The official currency is the Czech crown, which has an exchange rate of about 0.16 PLN. A good lunch will cost around 700 crowns (two dishes plus beer - 30 USD). It’s worth having some cash on hand as there are places where payment cards are not accepted. This especially applies to all public toilets, where entry is always charged from 10 to 20 crowns. If you don’t have crowns, you can ultimately pay 1 Euro or 1 USD.
The sidewalks and streets of the old town are cobblestoned, so it’s good to wear appropriate shoes with flat soles; it can be slippery after rain, so good sandals or sneakers are recommended.
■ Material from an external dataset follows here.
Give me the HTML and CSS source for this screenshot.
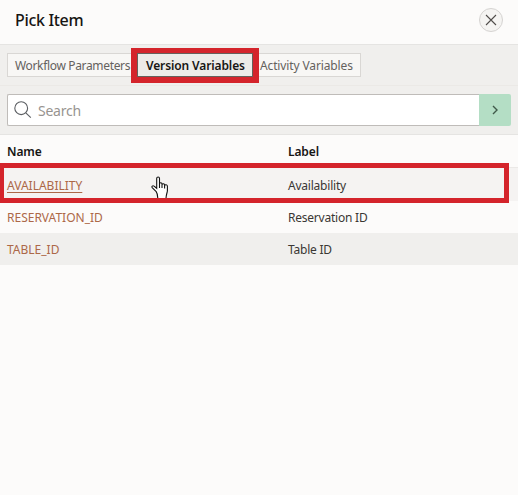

The old town is quite compact, and the tourist attractions are located close to each other, so there’s no point in planning extensive trips - everything can be seen in two days. The palace complex in Hradčany is extensive, and if we buy a ticket for the whole tour, we need to reserve about 4 hours. The longest queue is at St. Vitus Cathedral, so it’s best to wait until the afternoon when it significantly decreases. In the meantime, we can visit other places included in the ticket, of which there are 9. Entry to the cathedral tower requires an additional fee.
The history of the city dates back to the 9th century when two fortified settlements were established: Vyšehrad and the castle in Hradčany. The greatest flourishing occurred in the 14th century during the reign of Emperor Charles IV. He established the first university in Central Europe - Carolinum - in Prague. In the following centuries, the Hussite wars and then the Thirty Years' War ended the period of prosperity, and the city lost its significance to Vienna. After the Treaty of Dresden in 1745, Austria gained control over the Czech lands.
Today’s Prague was formed in 1784 as a result of the merger of five independent districts: the Old Town, the New Town, Malá Strana, Hradčany, and Josefov. At that time, it was a bilingual city - the census from 1847 indicated that there were twice as many Germans living in Prague as Czechs.
After World War I, in 1918, Prague became the capital of the newly formed state - Czechoslovakia, which lasted until 1993 and dissolved in the wave of changes following the fall of the USSR.